Marriott Vacations Worldwide Corporation (the “Company”) will hold its 2013 annual meeting of shareholders on June 7, 2013. The Company’s bylaws require that, if a shareholder desires to introduce a shareholder proposal or nominate a director candidate from the floor of the 2013 annual meeting of shareholders, the shareholder must deliver notice of such proposal or nomination in writing to the Company’s Secretary at Marriott Vacations Worldwide Corporation, 6649 Westwood Blvd., Orlando, Florida 32821 no earlier than the close of business on February 7, 2013 and no later than the close of business on March 9, 2013. The written proposal or nomination also must comply with other requirements set forth in the Company’s bylaws and applicable law.

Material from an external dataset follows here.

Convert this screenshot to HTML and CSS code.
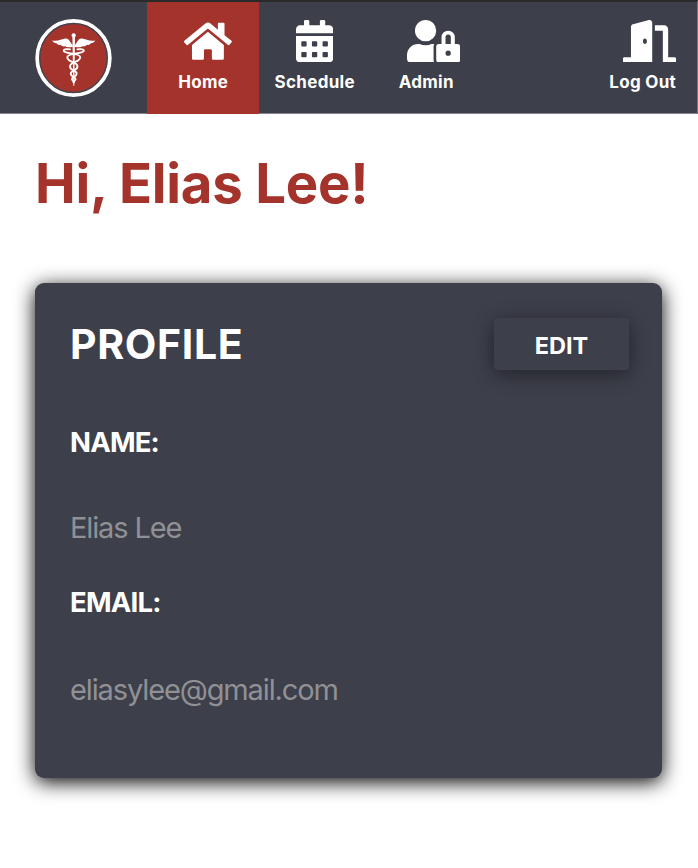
FILE: index.html
```html
<!DOCTYPE html>
<html lang="en">
<head>
<meta charset="utf-8">
<title>Profile</title>
<link rel="stylesheet" href="styles.css">
</head>
<body>
<header class="topbar">
  <a class="brand" href="#" aria-label="Home page">
    <svg class="logo" viewBox="0 0 78 80">
      <ellipse cx="39" cy="40" rx="36.7" ry="37.5" fill="#a4332c" stroke="#fff" stroke-width="4"/>
      <ellipse cx="39" cy="40" rx="34.2" ry="35" fill="none" stroke="#444450" stroke-width="1.4"/>
      <g fill="#fff">
        <circle cx="39.2" cy="17" r="2.1"/>
        <path d="M37.900 18h2.600l-.700 50h-1z"/>
        <path d="M38.2 26.5C36 26.300 35.500 20 31 20.300C27 20.600 23 23.500 17.300 22.300C18.500 24.500 20.500 25 21.800 25C22.500 26.400 24.500 27 25.800 26.700C27 28.300 29 28.600 30.500 28.200C33 30.300 36 28.500 38.200 28.800z"/>
        <path d="M40.200 26.500C42.400 26.300 42.900 20 47.400 20.300C51.400 20.600 55.400 23.500 61.100 22.300C59.900 24.500 57.900 25 56.600 25C55.900 26.400 53.900 27 52.600 26.700C51.400 28.300 49.400 28.600 47.900 28.200C45.400 30.300 42.400 28.500 40.200 28.800z"/>
      </g>
      <g fill="none" stroke="#fff" stroke-width="1.9" stroke-linecap="round">
        <path d="M35.500 31.300C31 30.400 28.500 31.500 29.200 33C30.500 36 45.800 34.500 45.800 39.200C45.800 44.500 35.500 43.500 35.500 48.500C35.500 53 42.200 52 42.200 56C42.200 59.500 37.300 58.500 37.300 61.500L39.500 64.500"/>
        <path d="M43 31.300C47.500 30.400 50 31.500 49.300 33C48 36 32.700 34.500 32.700 39.200C32.700 44.500 43 43.500 43 48.500C43 53 36.200 52 36.200 56C36.200 59.500 41.100 58.500 41.100 61.500L39 64.500"/>
      </g>
    </svg>
  </a>
  <nav class="nav">
    <a class="item active home" href="#">
      <svg class="icon" viewBox="0 0 576 512"><path d="M280.370 148.260L96 300.110V464a16 16 0 0 0 16 16l112.060-.290a16 16 0 0 0 15.920-16V368a16 16 0 0 1 16-16h64a16 16 0 0 1 16 16v95.640a16 16 0 0 0 16 16.050L464 480a16 16 0 0 0 16-16V300L295.670 148.260a12.190 12.190 0 0 0-15.300 0zM571.600 251.470L488 182.560V44.050a12 12 0 0 0-12-12h-56a12 12 0 0 0-12 12v72.610L318.470 43a48 48 0 0 0-61 0L4.340 251.470a12 12 0 0 0-1.600 16.900l25.500 31A12 12 0 0 0 45.150 301l235.220-193.740a12.190 12.190 0 0 1 15.300 0L530.900 301a12 12 0 0 0 16.900-1.600l25.500-31a12 12 0 0 0-1.700-16.930z"/></svg>
      <span>Home</span>
    </a>
    <a class="item schedule" href="#">
      <svg class="icon" viewBox="0 0 448 512"><path fill-rule="evenodd" d="M0 464c0 26.500 21.500 48 48 48h352c26.500 0 48-21.500 48-48V192H0v272zM320 268c0-6.600 5.400-12 12-12h40c6.600 0 12 5.400 12 12v40c0 6.600-5.400 12-12 12h-40c-6.600 0-12-5.400-12-12v-40zm0 128c0-6.600 5.400-12 12-12h40c6.600 0 12 5.400 12 12v40c0 6.600-5.400 12-12 12h-40c-6.600 0-12-5.400-12-12v-40zM192 268c0-6.600 5.400-12 12-12h40c6.600 0 12 5.400 12 12v40c0 6.600-5.400 12-12 12h-40c-6.600 0-12-5.400-12-12v-40zm0 128c0-6.600 5.400-12 12-12h40c6.600 0 12 5.400 12 12v40c0 6.600-5.400 12-12 12h-40c-6.600 0-12-5.400-12-12v-40zM64 268c0-6.600 5.400-12 12-12h40c6.600 0 12 5.400 12 12v40c0 6.600-5.400 12-12 12H76c-6.600 0-12-5.400-12-12v-40zm0 128c0-6.600 5.400-12 12-12h40c6.600 0 12 5.400 12 12v40c0 6.600-5.400 12-12 12H76c-6.600 0-12-5.400-12-12v-40zM400 64h-48V16c0-8.800-7.200-16-16-16h-32c-8.800 0-16 7.200-16 16v48H160V16c0-8.800-7.200-16-16-16h-32c-8.800 0-16 7.200-16 16v48H48C21.500 64 0 85.500 0 112v48h448v-48c0-26.500-21.500-48-48-48z"/></svg>
      <span>Schedule</span>
    </a>
    <a class="item admin" href="#">
      <svg class="icon" viewBox="0 0 640 512"><path d="M224 256A128 128 0 1 0 96 128a128 128 0 0 0 128 128zm96 64a63.080 63.080 0 0 1 8.100-30.500c-4.800-.500-9.500-1.500-14.500-1.500h-16.700a174.080 174.080 0 0 1-145.800 0h-16.700A134.430 134.430 0 0 0 0 422.400V464a48 48 0 0 0 48 48h280.900a63.540 63.540 0 0 1-8.900-32zm288-32h-32v-80a80 80 0 0 0-160 0v80h-32a32 32 0 0 0-32 32v160a32 32 0 0 0 32 32h224a32 32 0 0 0 32-32V320a32 32 0 0 0-32-32zM496 432a32 32 0 1 1 32-32 32 32 0 0 1-32 32zm32-144h-64v-80a32 32 0 0 1 64 0z"/></svg>
      <span>Admin</span>
    </a>
    <a class="item logout" href="#">
      <svg class="icon" viewBox="0 0 640 512"><path d="M624 448h-80V113.450C544 86.190 522.470 64 496 64H384v64h96v384h144c8.840 0 16-7.160 16-16v-32c0-8.840-7.160-16-16-16zM312.240 1.010l-192 49.740C105.990 54.440 96 67.700 96 82.920V448H16c-8.840 0-16 7.160-16 16v32c0 8.840 7.160 16 16 16h336V33.180c0-21.580-19.560-37.410-39.760-32.170zM264 288c-13.250 0-24-14.330-24-32s10.750-32 24-32 24 14.330 24 32-10.750 32-24 32z"/></svg>
      <span>Log Out</span>
    </a>
  </nav>
</header>
<main class="page">
  <h1 class="greeting">Hi, Elias Lee!</h1>
  <section class="card">
    <div class="card-head">
      <h2 class="card-title">PROFILE</h2>
      <button class="edit" type="button">EDIT</button>
    </div>
    <dl class="fields">
      <dt class="name-label">NAME:</dt>
      <dd class="name-value">Elias Lee</dd>
      <dt class="email-label">EMAIL:</dt>
      <dd class="email-value">eliasylee@gmail.com</dd>
    </dl>
  </section>
</main>
</body>
</html>
```
FILE: styles.css
```css
* { box-sizing: border-box; }

body {
  margin: 0;
  min-height: 100vh;
  background: #fff;
  font-family: Inter, "Liberation Sans", sans-serif;
}

.topbar {
  display: flex;
  height: 114px;
  background: #3d3f4a;
  border-top: 2px solid #2a2a2a;
  border-right: 1px solid #777783;
  box-shadow: inset 0 -1px #858590;
}

.brand {
  flex: 0 0 147px;
  padding: 15.500px 0 0 34.500px;
}

.logo { display: block; width: 77px; height: 80px; }

.nav { display: flex; flex: 1; margin-right: -1px; }

.item {
  display: flex;
  flex-direction: column;
  align-items: center;
  width: 111.500px;
  padding-top: 17.500px;
  color: #fff;
  font-size: 17px;
  font-weight: 650;
  letter-spacing: 0.3px;
  line-height: 20px;
  text-decoration: none;
  white-space: nowrap;
}

.item span { margin: 10px 0 0 1px; }
.active { background: #a4332c; }
.icon { display: block; height: 42.500px; fill: currentColor; }
.home .icon { margin-left: 10px; }
.admin .icon, .logout .icon { margin-left: 15px; }
.logout { margin-left: auto; }

.page {
  min-height: 754px;
  padding: 35px 36px 0 35px;
}

.greeting {
  margin: 0;
  color: #a4332c;
  font-size: 54.500px;
  font-weight: 700;
  letter-spacing: -0.25px;
  line-height: 68px;
}

.card {
  height: 495px;
  margin-top: 66px;
  padding: 35px 33px 0 35px;
  border-radius: 9px;
  background: #3d3f4a;
  box-shadow: 0 4px 20px #000;
  color: #fff;
}

.card-head { display: flex; justify-content: space-between; }

.card-title {
  margin: -1px 0 0;
  font-size: 41px;
  font-weight: 700;
  letter-spacing: 0.65px;
  line-height: 54px;
}

.edit {
  width: 135px;
  height: 52px;
  padding: 3px 0 0;
  border: 0;
  border-radius: 4px;
  background: #3d3f4a;
  box-shadow: 0 4px 20px rgba(0, 0, 0, 0.45);
  color: #fff;
  font: 650 23.500px/49px Inter, sans-serif;
}

.fields { margin: 53px 0 0; }
dt { font-size: 27.500px; font-weight: 700; letter-spacing: -0.8px; line-height: 36px; }
dd { margin: 0; color: #8f9195; font-size: 29px; font-weight: 370; letter-spacing: -1.12px; line-height: 36px; }
.name-value { margin-top: 50px; }
.email-label { margin-top: 38px; }
.email-value { margin-top: 52px; }
```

A copy of the Company’s bylaws may be obtained by submitting a request to the Corporate Secretary, Marriott Vacations Worldwide Corporation, 6649 Westwood Blvd., Orlando, Florida 32821.

Item 9.01. Financial Statements and Exhibits

 

  (d) Exhibits.

 

Exhibit 99.1    Press release dated December 12, 2012 regarding retirement of Robert A. Miller


SIGNATURES

Pursuant to the requirements of the Securities Exchange Act of 1934, the registrant has duly caused this report to be signed on its behalf by the undersigned hereunto duly authorized.

 

    MARRIOTT VACATIONS WORLDWIDE CORPORATION
Date: December 12, 2012     By:  

/s/ John E. Geller, Jr.

    Name:   John E. Geller, Jr.
    Title:   Executive Vice President and Chief Financial Officer


EXHIBIT INDEX

 

Exhibit

No.

  

Description

99.1    Press release dated December 12, 2012 regarding retirement of Robert A. Miller.